A high-voltage poly(methylethyl α-cyanoacrylate) composite polymer electrolyte for 5 V lithium batteries

High-voltage lithium batteries have attracted increasing attention for large scale energy storage application in electric vehicles, smart grids and other electronic devices. However, a major bottleneck to achieve high-voltage lithium batteries is the anodic voltage stability of electrolytes. Herein, we fabricate a composite polymer electrolyte, comprised of poly(methylethyl alpha-cyanoacrylate), nonwoven polytetrafluoroethylene and lithium bis(oxalate) borate salt. The composite polymer electrolyte presents a wide electrochemical window, which is explored to address the above-mentioned bottleneck.
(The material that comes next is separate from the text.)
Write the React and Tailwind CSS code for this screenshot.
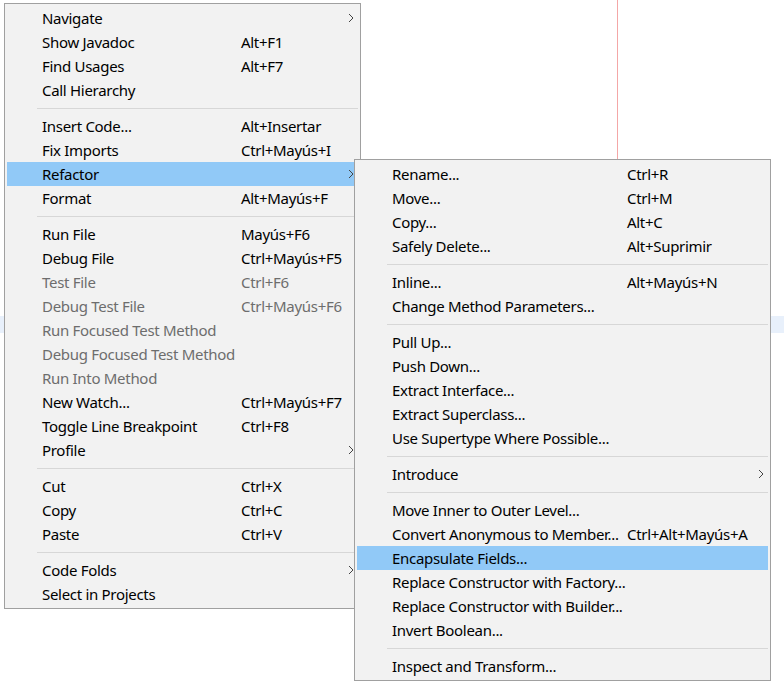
import React from 'react';

const mainItems = [
  { label: 'Navigate', sub: true },
  { label: 'Show Javadoc', key: 'Alt+F1' },
  { label: 'Find Usages', key: 'Alt+F7' },
  { label: 'Call Hierarchy' },
  'sep',
  { label: 'Insert Code...', key: 'Alt+Insertar' },
  { label: 'Fix Imports', key: 'Ctrl+Mayús+I' },
  { label: 'Refactor', sub: true, active: true },
  { label: 'Format', key: 'Alt+Mayús+F' },
  'sep',
  { label: 'Run File', key: 'Mayús+F6' },
  { label: 'Debug File', key: 'Ctrl+Mayús+F5' },
  { label: 'Test File', key: 'Ctrl+F6', disabled: true },
  { label: 'Debug Test File', key: 'Ctrl+Mayús+F6', disabled: true },
  { label: 'Run Focused Test Method', disabled: true },
  { label: 'Debug Focused Test Method', disabled: true },
  { label: 'Run Into Method', disabled: true },
  { label: 'New Watch...', key: 'Ctrl+Mayús+F7' },
  { label: 'Toggle Line Breakpoint', key: 'Ctrl+F8' },
  { label: 'Profile', sub: true },
  'sep',
  { label: 'Cut', key: 'Ctrl+X' },
  { label: 'Copy', key: 'Ctrl+C' },
  { label: 'Paste', key: 'Ctrl+V' },
  'sep',
  { label: 'Code Folds', sub: true },
  { label: 'Select in Projects' },
];

const refactorItems = [
  { label: 'Rename...', key: 'Ctrl+R' },
  { label: 'Move...', key: 'Ctrl+M' },
  { label: 'Copy...', key: 'Alt+C' },
  { label: 'Safely Delete...', key: 'Alt+Suprimir' },
  'sep',
  { label: 'Inline...', key: 'Alt+Mayús+N' },
  { label: 'Change Method Parameters...' },
  'sep',
  { label: 'Pull Up...' },
  { label: 'Push Down...' },
  { label: 'Extract Interface...' },
  { label: 'Extract Superclass...' },
  { label: 'Use Supertype Where Possible...' },
  'sep',
  { label: 'Introduce', sub: true },
  'sep',
  { label: 'Move Inner to Outer Level...' },
  { label: 'Convert Anonymous to Member...', key: 'Ctrl+Alt+Mayús+A' },
  { label: 'Encapsulate Fields...', active: true },
  { label: 'Replace Constructor with Factory...' },
  { label: 'Replace Constructor with Builder...' },
  { label: 'Invert Boolean...' },
  'sep',
  { label: 'Inspect and Transform...' },
];

function Chevron() {
  return (
    <svg width="6" height="10" viewBox="0 0 6 10" className="ml-auto mr-[4px] shrink-0">
      <path d="M1 1 L5 5 L1 9" fill="none" stroke="#444" strokeWidth="1" />
    </svg>
  );
}

function Menu({ items, labelW, className }) {
  return (
    <div className={`absolute bg-[#f2f2f2] border border-[#a0a0a0] p-[2px] font-['Noto_Sans',sans-serif] text-[15px] tracking-[-0.3px] ${className}`}>
      {items.map((it, i) =>
        it === 'sep' ? (
          <div key={i} className="h-[12px] flex items-center pl-[30px]">
            <div className="h-px w-full bg-[#d7d7d7]" />
          </div>
        ) : (
          <div
            key={i}
            className={`h-[24px] flex items-center whitespace-nowrap pl-[35px] ${it.active ? 'bg-[#91c9f7]' : ''} ${it.disabled ? 'text-[#6d6d6d]' : 'text-black'}`}
          >
            <span className={`${labelW} shrink-0`}>{it.label}</span>
            {it.key && <span>{it.key}</span>}
            {it.sub && <Chevron />}
          </div>
        )
      )}
    </div>
  );
}

export default function App() {
  return (
    <div className="relative w-[784px] h-[694px] bg-white overflow-hidden">
      {/* editor behind the popup */}
      <div className="flex flex-col">
        <div className="ml-[617px] w-px h-[160px] bg-[#f4a7a7]" />
        <div className="mt-[156px] h-[17px] bg-[#e8f0fb]" />
      </div>

      <Menu items={mainItems} labelW="w-[199px]" className="left-[4px] top-[3px] w-[357px]" />
      <Menu items={refactorItems} labelW="w-[235px]" className="left-[354px] top-[159px] w-[417px]" />
    </div>
  );
}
It is demonstrated that such a composite polymer electrolyte exhibits a higher ionic conductivity (1.24 mS cm(-1) at 25 degrees C), better dimensional thermal resistance (150 degrees C) and higher ion transference number (0.63) compared to those of commercially available liquid electrolytes with a polypropylene separator. In addition, LiNi0.5Mn1.5O4/Li batteries employing such a composite polymer electrolyte deliver excellent cycling performance and outstanding rate capability. So, it is demonstrated that the poly(methylethyl alpha-cyanoacrylate) based polymer electrolyte appears to be a promising candidate of high-voltage lithium battery electrolyte towards next generation high energy density batteries.